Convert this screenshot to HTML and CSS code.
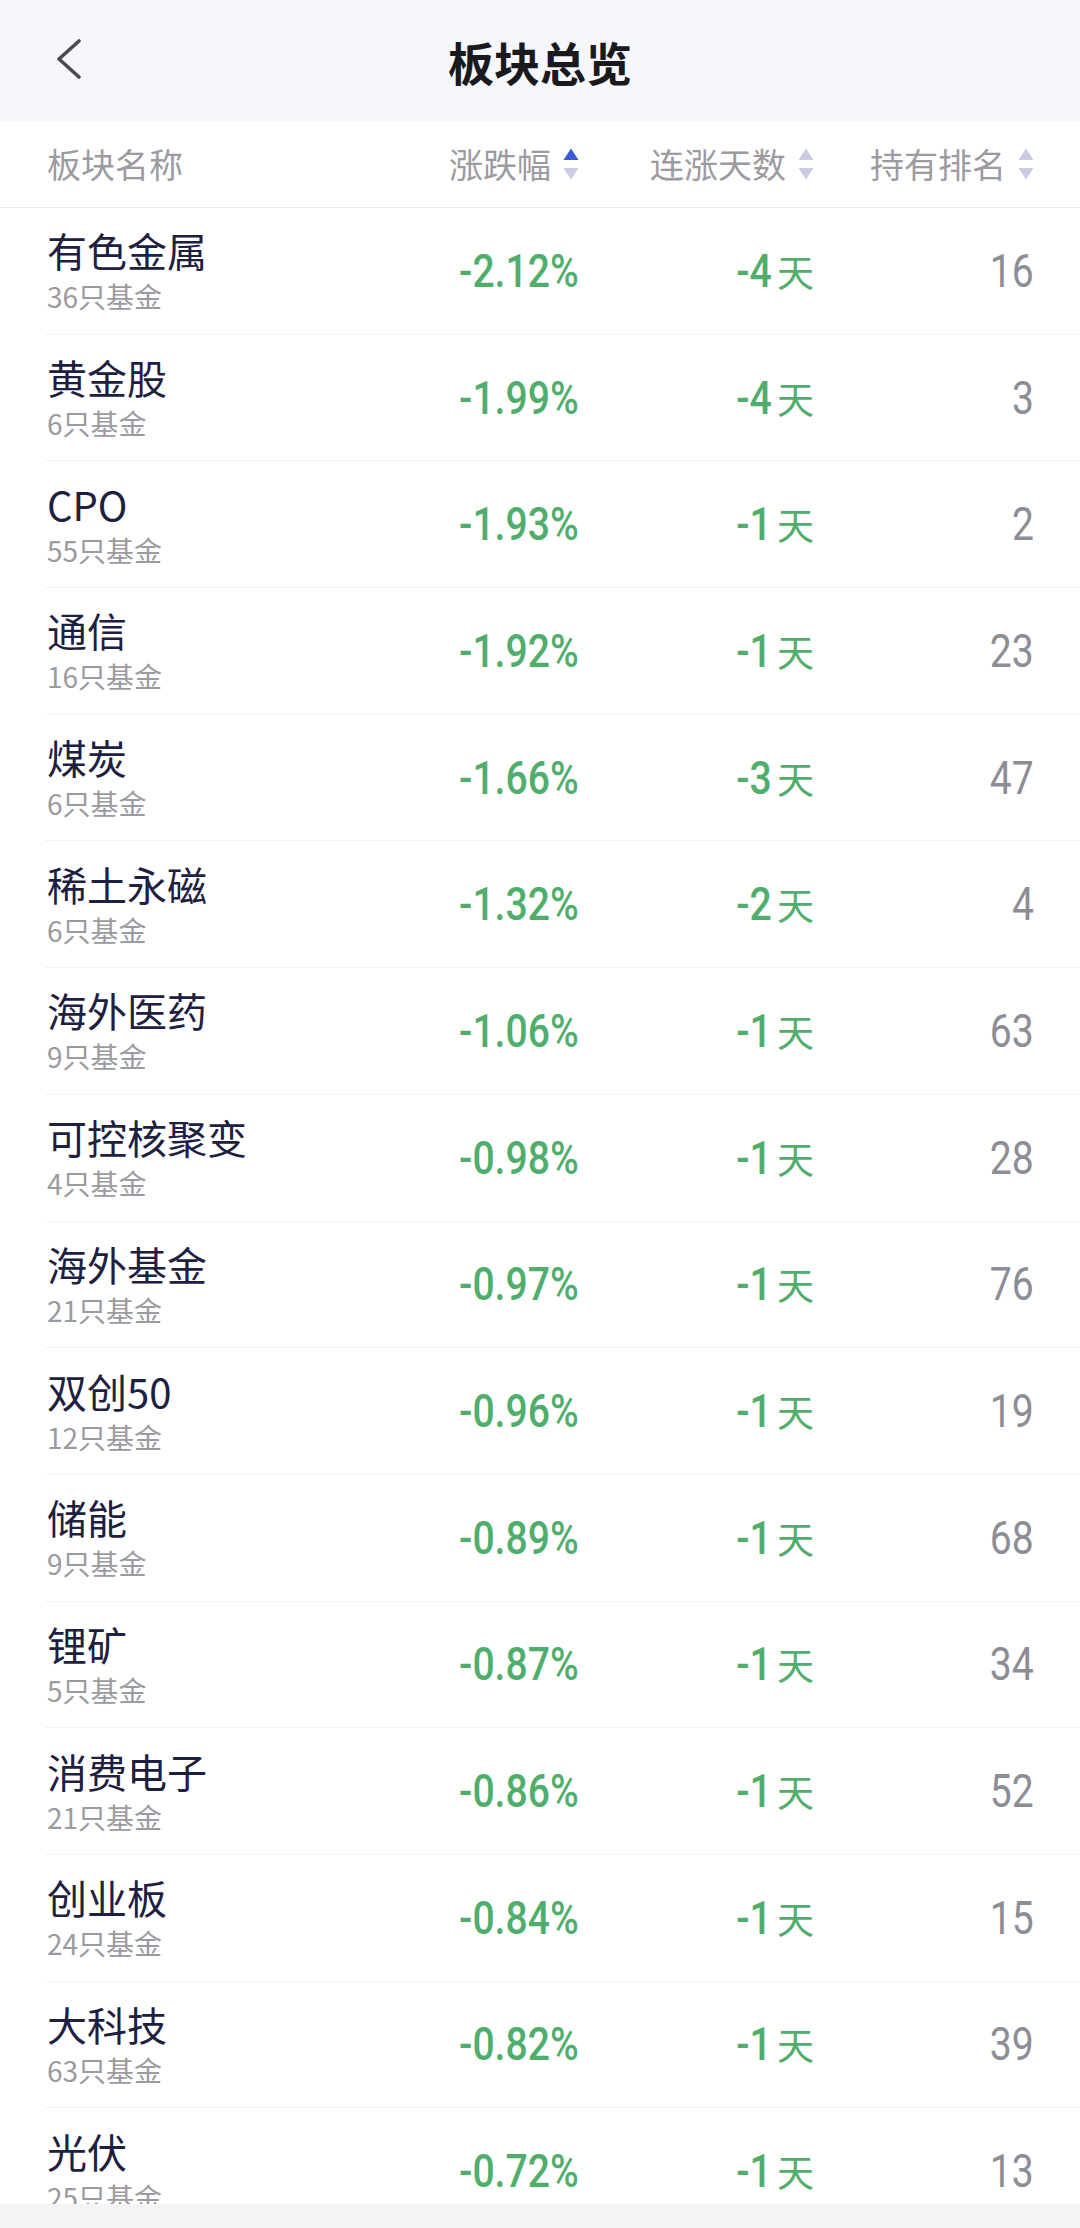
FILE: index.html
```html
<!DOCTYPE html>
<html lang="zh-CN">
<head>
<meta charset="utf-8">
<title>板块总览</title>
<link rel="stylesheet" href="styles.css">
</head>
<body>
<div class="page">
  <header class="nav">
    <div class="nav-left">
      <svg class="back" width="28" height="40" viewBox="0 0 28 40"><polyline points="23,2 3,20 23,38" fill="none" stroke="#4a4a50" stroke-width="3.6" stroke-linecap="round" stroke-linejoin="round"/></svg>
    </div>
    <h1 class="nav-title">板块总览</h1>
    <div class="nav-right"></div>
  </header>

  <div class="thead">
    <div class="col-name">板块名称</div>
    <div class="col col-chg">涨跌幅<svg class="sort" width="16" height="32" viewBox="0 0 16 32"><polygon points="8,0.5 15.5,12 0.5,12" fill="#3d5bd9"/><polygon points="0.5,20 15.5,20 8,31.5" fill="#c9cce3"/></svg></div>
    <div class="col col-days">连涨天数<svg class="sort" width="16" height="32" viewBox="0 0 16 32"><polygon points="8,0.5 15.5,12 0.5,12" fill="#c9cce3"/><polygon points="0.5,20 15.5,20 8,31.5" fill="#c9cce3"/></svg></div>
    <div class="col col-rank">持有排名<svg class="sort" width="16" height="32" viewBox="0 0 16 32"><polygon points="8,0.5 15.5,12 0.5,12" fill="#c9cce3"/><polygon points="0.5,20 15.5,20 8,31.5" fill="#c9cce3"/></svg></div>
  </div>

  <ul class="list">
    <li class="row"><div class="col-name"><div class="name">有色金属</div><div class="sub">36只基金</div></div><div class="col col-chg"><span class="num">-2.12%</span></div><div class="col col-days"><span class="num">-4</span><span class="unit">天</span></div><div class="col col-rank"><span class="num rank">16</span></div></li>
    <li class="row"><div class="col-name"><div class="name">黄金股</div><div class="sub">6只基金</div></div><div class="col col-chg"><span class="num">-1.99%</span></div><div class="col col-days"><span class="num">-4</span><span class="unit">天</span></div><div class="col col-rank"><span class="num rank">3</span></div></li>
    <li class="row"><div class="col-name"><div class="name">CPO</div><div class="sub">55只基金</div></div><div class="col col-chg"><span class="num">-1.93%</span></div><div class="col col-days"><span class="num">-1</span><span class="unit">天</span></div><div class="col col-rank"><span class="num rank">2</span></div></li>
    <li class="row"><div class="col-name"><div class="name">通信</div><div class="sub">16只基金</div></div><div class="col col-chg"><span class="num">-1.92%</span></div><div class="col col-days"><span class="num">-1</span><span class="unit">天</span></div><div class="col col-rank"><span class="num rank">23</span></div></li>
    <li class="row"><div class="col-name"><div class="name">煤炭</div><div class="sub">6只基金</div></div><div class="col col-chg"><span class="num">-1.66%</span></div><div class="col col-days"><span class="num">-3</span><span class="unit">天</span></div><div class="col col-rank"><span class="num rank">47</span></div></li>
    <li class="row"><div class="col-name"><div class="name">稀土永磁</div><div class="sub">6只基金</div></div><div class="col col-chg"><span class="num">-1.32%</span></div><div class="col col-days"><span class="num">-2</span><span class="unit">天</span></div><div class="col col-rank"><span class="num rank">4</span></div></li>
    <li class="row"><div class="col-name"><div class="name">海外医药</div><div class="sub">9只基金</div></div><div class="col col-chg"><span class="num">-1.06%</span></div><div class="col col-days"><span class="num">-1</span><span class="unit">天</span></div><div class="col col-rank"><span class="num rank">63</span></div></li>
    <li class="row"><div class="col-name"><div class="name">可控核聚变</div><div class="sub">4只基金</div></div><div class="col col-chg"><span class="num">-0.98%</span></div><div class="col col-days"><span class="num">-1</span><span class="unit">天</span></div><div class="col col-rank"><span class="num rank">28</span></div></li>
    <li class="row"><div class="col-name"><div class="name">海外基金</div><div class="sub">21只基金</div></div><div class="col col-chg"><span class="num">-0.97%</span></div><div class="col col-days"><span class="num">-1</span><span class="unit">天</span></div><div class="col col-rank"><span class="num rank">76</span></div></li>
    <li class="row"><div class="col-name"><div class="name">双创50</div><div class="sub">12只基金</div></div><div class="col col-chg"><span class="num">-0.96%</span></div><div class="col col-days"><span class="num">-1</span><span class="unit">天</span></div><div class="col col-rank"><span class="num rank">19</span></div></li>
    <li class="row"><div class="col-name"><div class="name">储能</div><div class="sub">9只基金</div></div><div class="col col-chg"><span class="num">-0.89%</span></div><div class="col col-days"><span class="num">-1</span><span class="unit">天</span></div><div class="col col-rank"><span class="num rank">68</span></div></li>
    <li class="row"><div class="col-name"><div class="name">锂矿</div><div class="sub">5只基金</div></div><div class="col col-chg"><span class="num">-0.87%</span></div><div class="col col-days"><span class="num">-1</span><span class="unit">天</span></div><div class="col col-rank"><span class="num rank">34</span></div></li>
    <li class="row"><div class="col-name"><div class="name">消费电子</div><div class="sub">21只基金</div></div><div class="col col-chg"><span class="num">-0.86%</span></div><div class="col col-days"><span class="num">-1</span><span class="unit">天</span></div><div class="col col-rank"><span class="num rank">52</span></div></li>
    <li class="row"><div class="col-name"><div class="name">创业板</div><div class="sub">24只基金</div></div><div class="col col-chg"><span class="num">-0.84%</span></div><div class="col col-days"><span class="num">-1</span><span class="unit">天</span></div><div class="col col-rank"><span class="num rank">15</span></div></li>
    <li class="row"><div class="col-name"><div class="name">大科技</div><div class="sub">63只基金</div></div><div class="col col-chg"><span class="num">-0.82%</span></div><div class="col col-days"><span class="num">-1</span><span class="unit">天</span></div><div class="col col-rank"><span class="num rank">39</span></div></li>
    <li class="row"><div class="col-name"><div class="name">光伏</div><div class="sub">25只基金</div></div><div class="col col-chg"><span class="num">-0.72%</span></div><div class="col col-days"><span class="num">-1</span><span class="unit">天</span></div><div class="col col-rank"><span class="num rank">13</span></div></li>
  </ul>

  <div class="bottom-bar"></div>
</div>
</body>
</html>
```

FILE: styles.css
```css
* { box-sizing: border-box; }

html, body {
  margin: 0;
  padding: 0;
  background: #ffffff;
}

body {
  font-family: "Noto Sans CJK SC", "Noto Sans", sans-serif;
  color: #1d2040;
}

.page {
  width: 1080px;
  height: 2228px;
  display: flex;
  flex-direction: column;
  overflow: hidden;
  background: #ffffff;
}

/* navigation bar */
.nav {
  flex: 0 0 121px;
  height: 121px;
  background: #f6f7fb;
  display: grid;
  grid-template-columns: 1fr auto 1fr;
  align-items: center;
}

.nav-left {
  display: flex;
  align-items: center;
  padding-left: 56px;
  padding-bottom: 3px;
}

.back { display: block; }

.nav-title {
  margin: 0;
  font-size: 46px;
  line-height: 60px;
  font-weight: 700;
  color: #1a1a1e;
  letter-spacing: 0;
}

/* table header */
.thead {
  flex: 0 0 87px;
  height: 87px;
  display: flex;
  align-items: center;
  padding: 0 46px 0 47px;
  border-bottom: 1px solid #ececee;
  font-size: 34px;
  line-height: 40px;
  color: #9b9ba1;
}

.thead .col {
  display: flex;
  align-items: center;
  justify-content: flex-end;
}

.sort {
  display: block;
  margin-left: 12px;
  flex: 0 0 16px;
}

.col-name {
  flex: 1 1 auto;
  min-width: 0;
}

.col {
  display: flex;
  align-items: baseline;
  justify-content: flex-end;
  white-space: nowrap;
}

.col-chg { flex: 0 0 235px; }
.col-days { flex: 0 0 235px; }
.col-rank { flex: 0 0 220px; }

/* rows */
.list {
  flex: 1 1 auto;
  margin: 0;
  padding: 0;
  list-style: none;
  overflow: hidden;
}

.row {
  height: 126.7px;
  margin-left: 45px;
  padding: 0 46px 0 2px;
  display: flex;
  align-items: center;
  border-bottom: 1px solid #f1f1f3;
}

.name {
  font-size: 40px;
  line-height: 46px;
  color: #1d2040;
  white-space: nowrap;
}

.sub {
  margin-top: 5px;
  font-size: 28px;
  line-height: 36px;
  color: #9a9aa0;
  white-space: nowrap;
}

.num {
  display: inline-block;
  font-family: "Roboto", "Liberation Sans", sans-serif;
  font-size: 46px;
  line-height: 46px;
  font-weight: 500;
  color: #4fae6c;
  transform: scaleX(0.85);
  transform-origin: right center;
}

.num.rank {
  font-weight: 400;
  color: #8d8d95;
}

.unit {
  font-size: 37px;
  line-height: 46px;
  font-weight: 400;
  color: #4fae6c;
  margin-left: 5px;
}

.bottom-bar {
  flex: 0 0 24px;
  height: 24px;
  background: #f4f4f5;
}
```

...

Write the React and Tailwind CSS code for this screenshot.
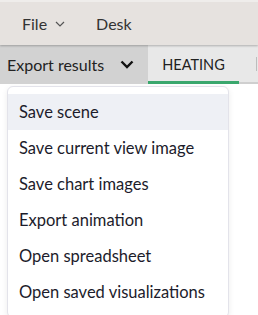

WHAT IS NEEDED: Go over the data above and copy every line that has the word "code" in it.

EXERCISE RESPONSE:
Convert this screenshot to HTML and CSS code.
Write the React and Tailwind CSS code for this screenshot.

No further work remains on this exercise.